━━ DATA FOR THE TASK ━━

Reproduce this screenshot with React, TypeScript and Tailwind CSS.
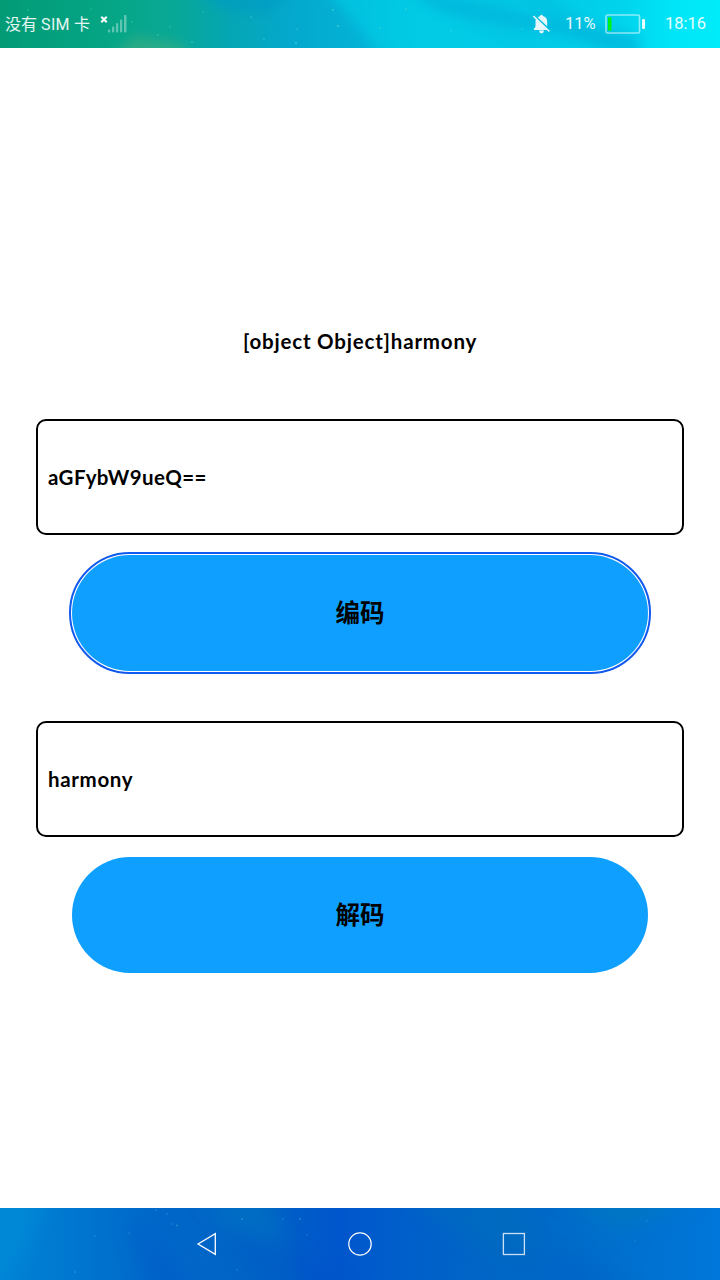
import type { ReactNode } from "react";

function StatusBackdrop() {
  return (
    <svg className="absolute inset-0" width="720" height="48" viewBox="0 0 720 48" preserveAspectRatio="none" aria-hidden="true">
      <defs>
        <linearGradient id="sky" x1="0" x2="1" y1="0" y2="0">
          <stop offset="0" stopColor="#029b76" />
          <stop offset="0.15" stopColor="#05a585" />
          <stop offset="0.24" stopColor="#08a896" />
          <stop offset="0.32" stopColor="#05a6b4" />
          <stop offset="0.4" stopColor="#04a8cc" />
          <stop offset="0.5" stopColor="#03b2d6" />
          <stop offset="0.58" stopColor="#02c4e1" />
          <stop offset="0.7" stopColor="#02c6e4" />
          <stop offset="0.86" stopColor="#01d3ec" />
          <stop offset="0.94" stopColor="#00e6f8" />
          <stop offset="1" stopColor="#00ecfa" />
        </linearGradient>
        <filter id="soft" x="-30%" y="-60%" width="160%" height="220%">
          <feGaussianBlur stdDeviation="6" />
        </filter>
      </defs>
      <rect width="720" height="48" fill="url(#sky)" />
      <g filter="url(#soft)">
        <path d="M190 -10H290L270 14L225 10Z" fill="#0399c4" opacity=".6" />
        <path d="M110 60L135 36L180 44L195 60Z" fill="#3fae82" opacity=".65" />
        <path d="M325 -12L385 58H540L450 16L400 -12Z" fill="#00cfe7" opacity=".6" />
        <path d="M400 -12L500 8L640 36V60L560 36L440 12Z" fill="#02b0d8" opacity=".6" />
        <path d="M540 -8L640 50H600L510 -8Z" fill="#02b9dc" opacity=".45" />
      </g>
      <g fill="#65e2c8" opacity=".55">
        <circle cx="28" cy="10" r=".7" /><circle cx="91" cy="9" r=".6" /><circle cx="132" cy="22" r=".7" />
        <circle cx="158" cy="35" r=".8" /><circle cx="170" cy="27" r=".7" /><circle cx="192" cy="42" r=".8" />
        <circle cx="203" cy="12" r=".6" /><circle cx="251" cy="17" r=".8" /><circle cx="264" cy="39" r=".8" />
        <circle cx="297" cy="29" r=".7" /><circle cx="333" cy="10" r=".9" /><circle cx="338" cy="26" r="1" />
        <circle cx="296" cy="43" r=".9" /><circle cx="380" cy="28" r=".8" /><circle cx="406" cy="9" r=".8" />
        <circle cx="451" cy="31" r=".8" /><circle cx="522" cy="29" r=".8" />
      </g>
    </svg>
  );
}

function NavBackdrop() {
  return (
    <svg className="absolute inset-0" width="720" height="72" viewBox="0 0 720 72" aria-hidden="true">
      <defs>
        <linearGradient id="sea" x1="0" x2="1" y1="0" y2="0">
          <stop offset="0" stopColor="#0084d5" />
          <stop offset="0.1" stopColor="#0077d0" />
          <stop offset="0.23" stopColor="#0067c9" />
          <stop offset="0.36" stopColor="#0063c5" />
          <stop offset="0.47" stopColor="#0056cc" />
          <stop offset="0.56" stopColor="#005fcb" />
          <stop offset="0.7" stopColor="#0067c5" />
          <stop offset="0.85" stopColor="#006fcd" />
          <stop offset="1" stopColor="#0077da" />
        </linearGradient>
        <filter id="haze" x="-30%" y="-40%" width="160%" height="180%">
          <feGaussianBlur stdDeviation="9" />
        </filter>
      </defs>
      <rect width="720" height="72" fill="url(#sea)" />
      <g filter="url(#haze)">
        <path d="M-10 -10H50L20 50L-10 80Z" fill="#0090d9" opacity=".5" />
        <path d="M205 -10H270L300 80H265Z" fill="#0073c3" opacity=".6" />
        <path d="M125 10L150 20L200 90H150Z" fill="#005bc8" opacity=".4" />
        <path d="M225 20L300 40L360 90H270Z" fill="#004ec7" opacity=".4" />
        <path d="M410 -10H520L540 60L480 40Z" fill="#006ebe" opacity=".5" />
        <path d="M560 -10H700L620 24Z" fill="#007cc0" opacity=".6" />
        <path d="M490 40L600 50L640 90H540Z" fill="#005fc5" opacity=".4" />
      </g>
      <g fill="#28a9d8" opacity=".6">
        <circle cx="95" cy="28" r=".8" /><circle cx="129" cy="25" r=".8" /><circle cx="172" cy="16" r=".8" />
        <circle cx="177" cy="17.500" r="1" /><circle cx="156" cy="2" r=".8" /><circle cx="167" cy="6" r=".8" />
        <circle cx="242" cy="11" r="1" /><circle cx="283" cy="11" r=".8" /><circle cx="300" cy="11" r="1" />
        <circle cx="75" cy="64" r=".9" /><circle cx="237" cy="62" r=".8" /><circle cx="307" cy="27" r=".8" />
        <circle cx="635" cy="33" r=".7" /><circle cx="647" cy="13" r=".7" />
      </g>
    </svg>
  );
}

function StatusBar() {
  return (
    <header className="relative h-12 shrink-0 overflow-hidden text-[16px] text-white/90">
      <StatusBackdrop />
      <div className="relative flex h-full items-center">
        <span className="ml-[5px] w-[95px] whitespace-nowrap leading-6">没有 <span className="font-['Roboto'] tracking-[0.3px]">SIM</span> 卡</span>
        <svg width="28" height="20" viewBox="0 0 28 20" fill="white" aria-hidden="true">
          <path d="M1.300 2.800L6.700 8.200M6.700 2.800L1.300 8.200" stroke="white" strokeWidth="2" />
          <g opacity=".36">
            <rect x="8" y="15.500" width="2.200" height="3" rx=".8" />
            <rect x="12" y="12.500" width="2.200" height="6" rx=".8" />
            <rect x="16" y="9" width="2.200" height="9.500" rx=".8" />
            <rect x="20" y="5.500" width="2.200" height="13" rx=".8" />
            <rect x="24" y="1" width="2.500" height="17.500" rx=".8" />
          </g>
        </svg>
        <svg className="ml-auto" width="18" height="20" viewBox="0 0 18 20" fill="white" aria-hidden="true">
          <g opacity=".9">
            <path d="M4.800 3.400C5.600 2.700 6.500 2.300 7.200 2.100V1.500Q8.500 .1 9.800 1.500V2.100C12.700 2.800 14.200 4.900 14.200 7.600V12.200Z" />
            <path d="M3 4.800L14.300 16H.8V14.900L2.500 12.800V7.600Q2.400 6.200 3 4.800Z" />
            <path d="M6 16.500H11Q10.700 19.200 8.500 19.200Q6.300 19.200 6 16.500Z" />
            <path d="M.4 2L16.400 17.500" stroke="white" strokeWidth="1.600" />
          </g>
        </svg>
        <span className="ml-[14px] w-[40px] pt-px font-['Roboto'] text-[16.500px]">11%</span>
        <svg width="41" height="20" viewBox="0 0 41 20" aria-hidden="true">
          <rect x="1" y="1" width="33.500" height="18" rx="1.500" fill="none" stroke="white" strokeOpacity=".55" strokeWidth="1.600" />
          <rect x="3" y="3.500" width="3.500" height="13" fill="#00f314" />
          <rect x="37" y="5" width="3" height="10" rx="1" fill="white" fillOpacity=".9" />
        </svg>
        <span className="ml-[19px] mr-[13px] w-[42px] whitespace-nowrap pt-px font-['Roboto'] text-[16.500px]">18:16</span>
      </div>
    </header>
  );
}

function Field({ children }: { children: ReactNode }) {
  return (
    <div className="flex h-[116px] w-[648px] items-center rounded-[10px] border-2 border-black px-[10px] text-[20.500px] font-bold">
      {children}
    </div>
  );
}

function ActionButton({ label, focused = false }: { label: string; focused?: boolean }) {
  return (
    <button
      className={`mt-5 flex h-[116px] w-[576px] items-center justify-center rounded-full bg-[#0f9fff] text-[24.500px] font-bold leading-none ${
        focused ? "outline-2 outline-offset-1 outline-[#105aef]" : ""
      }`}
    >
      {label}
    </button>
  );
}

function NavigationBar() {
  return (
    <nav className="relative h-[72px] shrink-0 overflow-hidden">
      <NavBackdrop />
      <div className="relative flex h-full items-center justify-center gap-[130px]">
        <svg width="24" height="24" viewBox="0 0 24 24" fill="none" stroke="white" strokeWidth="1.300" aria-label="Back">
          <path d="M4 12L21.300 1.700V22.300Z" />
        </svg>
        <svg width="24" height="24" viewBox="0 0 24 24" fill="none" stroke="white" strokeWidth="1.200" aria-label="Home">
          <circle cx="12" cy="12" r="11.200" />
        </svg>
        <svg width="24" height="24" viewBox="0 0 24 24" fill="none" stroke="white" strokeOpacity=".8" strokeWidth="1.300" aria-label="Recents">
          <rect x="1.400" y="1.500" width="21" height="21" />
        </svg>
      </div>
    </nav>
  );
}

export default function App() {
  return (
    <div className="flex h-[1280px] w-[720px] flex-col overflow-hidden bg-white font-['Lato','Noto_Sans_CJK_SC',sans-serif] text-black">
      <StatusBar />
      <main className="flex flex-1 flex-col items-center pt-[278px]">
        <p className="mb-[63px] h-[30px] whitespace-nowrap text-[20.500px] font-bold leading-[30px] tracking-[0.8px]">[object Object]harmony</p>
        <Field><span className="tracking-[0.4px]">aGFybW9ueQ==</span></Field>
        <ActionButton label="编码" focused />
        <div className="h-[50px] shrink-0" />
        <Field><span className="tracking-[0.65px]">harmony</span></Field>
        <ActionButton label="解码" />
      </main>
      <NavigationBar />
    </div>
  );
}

━━━
━━ DATA FOR THE TASK ━━

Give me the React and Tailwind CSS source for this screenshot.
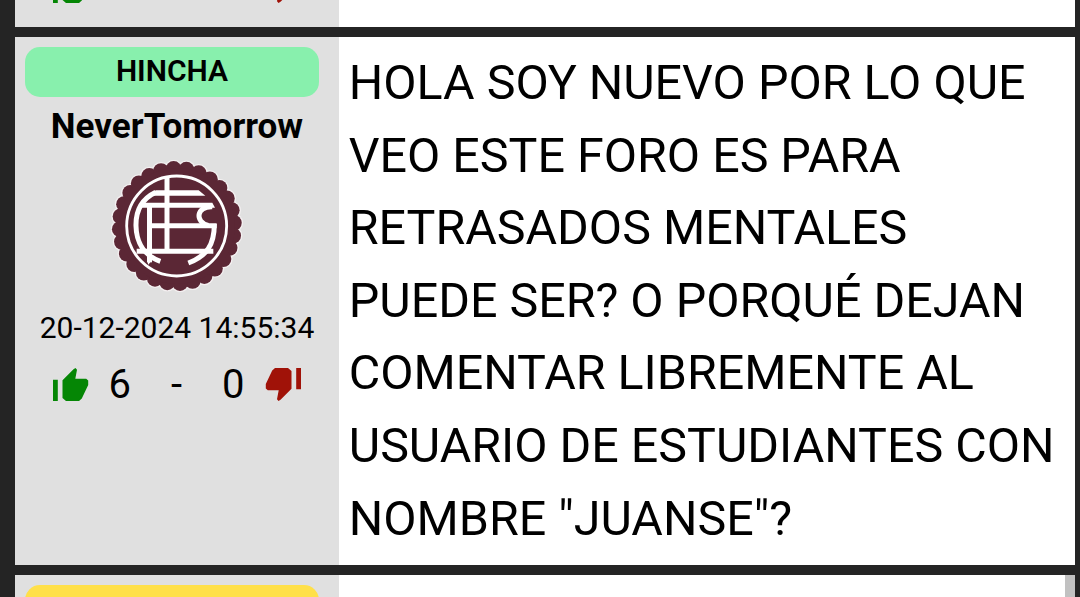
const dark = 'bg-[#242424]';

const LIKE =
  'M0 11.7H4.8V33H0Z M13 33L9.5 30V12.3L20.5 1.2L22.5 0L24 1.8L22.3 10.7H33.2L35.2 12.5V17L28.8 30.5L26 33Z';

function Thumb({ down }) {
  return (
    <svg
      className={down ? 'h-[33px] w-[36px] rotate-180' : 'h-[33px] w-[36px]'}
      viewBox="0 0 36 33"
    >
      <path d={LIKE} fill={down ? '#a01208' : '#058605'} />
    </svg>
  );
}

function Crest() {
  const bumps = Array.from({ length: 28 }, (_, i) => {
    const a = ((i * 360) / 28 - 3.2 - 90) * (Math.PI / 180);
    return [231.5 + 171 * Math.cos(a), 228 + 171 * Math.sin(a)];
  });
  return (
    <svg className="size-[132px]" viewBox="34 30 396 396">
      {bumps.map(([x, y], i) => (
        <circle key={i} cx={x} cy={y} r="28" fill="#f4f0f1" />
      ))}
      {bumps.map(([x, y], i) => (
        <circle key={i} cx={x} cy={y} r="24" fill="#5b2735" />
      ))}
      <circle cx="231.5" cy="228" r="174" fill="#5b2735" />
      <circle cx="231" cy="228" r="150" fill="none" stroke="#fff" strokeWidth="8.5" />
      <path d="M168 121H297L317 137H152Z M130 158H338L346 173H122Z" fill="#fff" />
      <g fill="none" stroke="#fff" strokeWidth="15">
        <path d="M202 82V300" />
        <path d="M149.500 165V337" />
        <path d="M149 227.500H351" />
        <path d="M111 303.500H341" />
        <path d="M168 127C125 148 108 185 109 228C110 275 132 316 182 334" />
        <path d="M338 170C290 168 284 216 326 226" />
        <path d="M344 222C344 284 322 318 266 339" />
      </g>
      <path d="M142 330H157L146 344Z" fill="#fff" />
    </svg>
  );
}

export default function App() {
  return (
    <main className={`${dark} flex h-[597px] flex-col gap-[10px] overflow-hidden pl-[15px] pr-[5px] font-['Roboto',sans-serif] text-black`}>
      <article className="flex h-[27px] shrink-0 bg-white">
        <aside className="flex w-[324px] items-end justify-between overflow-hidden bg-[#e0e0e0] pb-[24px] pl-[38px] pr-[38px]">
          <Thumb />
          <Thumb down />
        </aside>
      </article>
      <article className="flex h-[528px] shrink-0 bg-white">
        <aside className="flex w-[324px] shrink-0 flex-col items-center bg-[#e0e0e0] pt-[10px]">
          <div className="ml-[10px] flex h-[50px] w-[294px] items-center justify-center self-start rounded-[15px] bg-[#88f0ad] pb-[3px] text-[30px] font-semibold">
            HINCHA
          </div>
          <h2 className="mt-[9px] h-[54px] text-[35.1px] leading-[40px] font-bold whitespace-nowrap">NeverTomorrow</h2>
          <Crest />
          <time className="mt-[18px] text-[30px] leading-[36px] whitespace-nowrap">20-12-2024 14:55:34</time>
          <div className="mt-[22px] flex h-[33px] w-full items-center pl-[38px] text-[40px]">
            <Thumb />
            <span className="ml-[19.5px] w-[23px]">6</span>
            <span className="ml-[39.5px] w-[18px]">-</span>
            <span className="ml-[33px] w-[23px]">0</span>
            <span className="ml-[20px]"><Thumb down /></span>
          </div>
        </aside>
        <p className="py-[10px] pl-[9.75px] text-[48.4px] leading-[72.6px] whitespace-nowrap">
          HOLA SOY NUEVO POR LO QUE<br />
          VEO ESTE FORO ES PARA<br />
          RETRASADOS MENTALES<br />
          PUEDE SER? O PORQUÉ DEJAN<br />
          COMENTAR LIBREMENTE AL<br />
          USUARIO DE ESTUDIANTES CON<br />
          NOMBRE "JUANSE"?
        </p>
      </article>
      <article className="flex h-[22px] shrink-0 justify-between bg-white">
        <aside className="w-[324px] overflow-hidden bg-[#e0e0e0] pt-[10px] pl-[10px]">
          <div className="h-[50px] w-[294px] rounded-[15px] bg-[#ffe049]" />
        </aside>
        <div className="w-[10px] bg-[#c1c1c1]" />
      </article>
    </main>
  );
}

━━━

Starting at the line with "Give me the" and ending at the line with "12.5V17L28.8 30.5L26 33Z';", copy each line exactly, both ends included. Do not copy the pictures.

» EXERCISE OUTPUT
Give me the React and Tailwind CSS source for this screenshot.
const dark = 'bg-[#242424]';

const LIKE =
  'M0 11.7H4.8V33H0Z M13 33L9.5 30V12.3L20.5 1.2L22.5 0L24 1.8L22.3 10.7H33.2L35.2 12.5V17L28.8 30.5L26 33Z';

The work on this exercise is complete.